→ **Set problem**
Using the material below, work out how many lines contain the word "styles". Reply with the number and nothing more.

::: Data provided

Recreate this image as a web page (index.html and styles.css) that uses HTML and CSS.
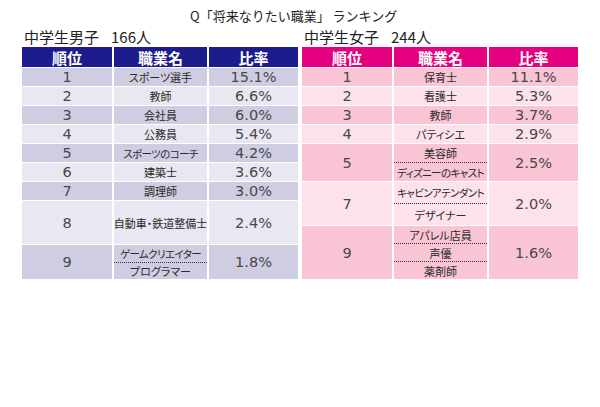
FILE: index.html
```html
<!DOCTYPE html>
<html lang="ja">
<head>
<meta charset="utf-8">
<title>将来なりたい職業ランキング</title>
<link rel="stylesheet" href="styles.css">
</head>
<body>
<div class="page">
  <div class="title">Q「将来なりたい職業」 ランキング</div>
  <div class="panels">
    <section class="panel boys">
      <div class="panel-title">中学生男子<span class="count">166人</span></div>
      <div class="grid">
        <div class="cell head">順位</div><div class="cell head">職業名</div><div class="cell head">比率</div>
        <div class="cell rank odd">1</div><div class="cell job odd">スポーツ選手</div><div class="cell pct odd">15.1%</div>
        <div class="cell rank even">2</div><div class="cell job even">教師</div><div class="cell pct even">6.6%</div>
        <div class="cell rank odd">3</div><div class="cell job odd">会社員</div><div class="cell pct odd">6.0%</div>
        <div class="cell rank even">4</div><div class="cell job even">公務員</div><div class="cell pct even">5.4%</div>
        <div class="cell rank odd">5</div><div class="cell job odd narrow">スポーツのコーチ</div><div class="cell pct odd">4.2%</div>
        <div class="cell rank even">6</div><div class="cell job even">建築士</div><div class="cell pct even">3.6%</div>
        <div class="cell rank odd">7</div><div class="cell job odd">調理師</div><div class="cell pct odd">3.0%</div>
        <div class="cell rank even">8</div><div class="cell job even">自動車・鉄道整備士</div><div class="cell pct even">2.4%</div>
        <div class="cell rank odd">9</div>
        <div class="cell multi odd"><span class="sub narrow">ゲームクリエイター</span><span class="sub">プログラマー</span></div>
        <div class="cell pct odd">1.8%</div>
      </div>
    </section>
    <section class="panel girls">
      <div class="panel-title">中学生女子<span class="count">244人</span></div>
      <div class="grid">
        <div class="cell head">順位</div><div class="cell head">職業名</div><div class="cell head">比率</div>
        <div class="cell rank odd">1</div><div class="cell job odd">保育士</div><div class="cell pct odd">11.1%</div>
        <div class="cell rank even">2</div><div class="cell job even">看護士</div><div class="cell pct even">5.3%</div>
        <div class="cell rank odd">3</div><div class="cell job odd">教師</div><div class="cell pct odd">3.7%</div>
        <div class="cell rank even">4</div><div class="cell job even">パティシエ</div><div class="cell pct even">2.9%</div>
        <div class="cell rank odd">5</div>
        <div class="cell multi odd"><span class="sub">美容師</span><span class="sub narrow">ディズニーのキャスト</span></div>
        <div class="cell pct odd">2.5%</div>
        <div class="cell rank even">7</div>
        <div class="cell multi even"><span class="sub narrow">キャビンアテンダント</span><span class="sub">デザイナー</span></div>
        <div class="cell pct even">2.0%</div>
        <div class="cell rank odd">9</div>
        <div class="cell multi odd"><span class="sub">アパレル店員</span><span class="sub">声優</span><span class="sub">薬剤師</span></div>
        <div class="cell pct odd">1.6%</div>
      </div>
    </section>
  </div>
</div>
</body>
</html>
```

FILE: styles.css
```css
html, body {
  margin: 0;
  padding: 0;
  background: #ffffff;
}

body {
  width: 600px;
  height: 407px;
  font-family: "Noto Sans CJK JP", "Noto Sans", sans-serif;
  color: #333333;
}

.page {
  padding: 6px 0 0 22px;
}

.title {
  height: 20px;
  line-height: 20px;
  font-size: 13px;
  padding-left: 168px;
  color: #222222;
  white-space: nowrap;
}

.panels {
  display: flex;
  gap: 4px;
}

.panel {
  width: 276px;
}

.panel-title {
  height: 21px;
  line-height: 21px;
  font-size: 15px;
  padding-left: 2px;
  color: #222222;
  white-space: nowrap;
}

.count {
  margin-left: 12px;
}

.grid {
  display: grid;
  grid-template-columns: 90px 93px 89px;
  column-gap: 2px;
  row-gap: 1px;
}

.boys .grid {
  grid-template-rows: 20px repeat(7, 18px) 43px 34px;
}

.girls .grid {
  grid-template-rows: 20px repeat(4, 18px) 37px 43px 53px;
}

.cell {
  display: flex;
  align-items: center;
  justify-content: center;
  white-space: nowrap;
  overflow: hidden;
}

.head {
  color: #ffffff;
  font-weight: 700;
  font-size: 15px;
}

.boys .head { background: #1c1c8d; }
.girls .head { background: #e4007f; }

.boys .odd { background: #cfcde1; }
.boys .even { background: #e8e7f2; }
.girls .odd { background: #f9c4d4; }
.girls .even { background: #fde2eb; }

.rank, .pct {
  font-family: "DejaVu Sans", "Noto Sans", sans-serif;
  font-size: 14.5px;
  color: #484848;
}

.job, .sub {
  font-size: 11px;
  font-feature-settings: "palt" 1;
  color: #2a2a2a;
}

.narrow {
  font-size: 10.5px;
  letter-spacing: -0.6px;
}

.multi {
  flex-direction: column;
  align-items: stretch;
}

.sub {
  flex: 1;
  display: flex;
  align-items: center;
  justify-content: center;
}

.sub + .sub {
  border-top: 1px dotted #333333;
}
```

::::::

→ **Answer for this exercise**
3